Since the creation of the Affordable Care Act, commonly known as Obamacare, health insurance has been at the forefront of everyone’s mind, this is especially true this time of the year as many begin the process of looking for a new form of insurance for 2019. If you are one of many looking exploring your options on, here are a few things to keep in mind before the December 15th deadline.

1. Know Your Income

The first thing you’ll need to do is calculate your income. If your income is low enough, you or your children may already qualify for Medicaid. While Medicaid has strict eligibility guidelines that vary state to state, it would mean that you would no longer be eligible for private ACA plans. Also, your income also determines that tax credit you may have to lower your monthly premium.

2. What are the Different Types of Plans?

The different types of health insurance are not new. They include EPO, HMO, POS, and PPO. It’s important to keep the type of insurance in mind if you already have a family physician or specialist. For those who don’t know what these acronyms stand for, here is a quick break down.

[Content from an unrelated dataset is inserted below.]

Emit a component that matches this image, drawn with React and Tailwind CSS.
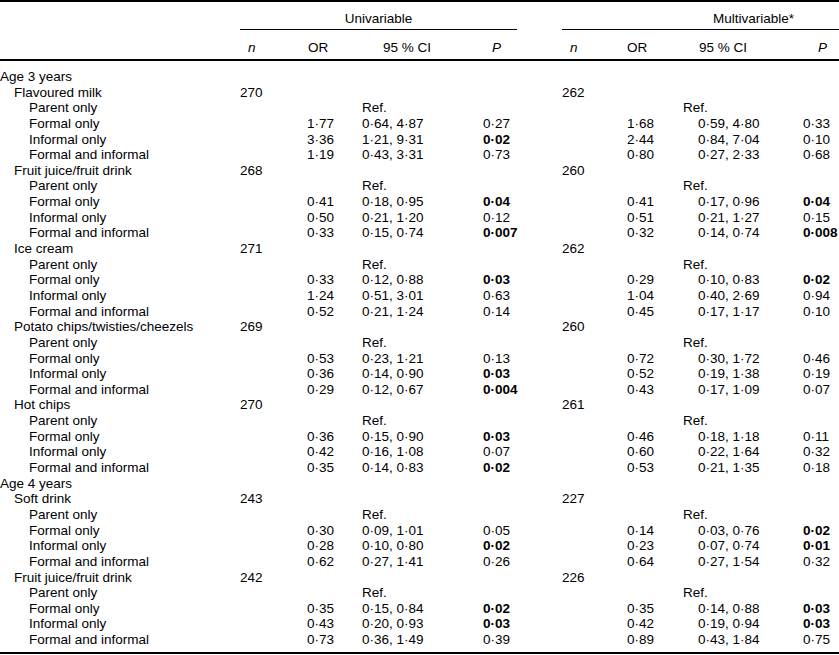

-Exclusive Provider Organization or EPO is a care plan that only covers services from in-network providers unless it is an emergency.

-Health Maintenance Organization or HMO limits coverage to those who work for or contract with the HMO. This plan also generally does not cover out-of-network care except in emergencies.

-Point of Service or POS has lower fees for doctors and hospitals in the plan’s network. It also requires that you have a referral from your primary physician to see a specialist.

-Preferred Provider Organization or PPO is similar to POS where you pay less for in-network providers. However, you do not need a referral for out-of-network providers. Instead, you must pay an extra fee.

3. Keep the Deductible in Mind

The deductible is something not every person thinks about their insurance despite how much it impacts the cost of health. Many deductibles on the affordable plans listed on can be as high as $7000, meaning you will still be paying out of pocket for most medical expenses. A large deductible and small premium are better for people who typically spend a lot on care since their costs would significantly decrease after meeting the deductible. However, it’s terrible for those who don’t spend much money yearly for care but also don’t want to pay a lot on monthly premiums.